Nothing is as dangerous to a regime as its youth -- particularly when it is  exposed to Western culture. Here are a few quotes from Anne Applebaum's new book, Iron Curtain: The Crushing of Eastern Europe, 1945-1956, that will demonstrate the lengths young people are willing to go to piss off their elders.

Not by accident, young people were the most enthusiastic of the passive resisters to High Stalinism, if 'enthusiasm' is a word which can be used in this context. They were the focus of the heaviest, most concentrated and most strictly enforced propaganda, which they heard at school and in their youth groups. They bore the brunt of the regime's various campaigns and obsessions, they were sent round to collect the subscription money, gather signatures and organize rallies. At the same time, they were less cowed by the horrors of a war which they didn't necessarily remember, and less intimidated by the prospect of prison which they had yet to experience.

They couldn't join political parties, they could protest and they couldn't speak out. If they even told jokes about their leaders they risked expulsion from school, or even arrest. And so, in the late 1940s -- just as Western teenagers were beginning to discover long hair and blue jeans -- East European teenagers living under Stalinist regimes discovered narrow trousers, shoulder pads, red socks and jazz.

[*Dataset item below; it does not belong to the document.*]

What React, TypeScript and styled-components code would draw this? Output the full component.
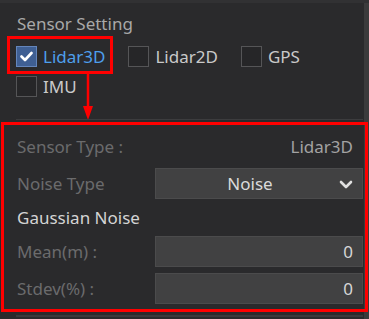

In Poland, these early youth rebels were called bikiniarze, possibly after the Pacific atoll where the United States tested the first atomic bomb -- or, more likely, after the Hawaiian/Pacific/Bikini-themed ties which some of the truly hip bikiniarze managed to obtain from the care packages sent by the United Nations and other relief organizations. Those who were very lucky also got hold of makarturki, sunglasses resembling those worn by General MacArthur. In Hungary, they were called the jampecek, a word which roughly translates as 'spivs'. In Germany -- both East and West -- they were the Halbstarke, or 'half-strong'. There was a Czech version of the youth rebel -- the potapka, or duck, probably named after the ducktail hairstyle. The Romanian youth rebels were known as the malagambisti, named after a famously cool Romanian drummer, Sergiu Malagamba.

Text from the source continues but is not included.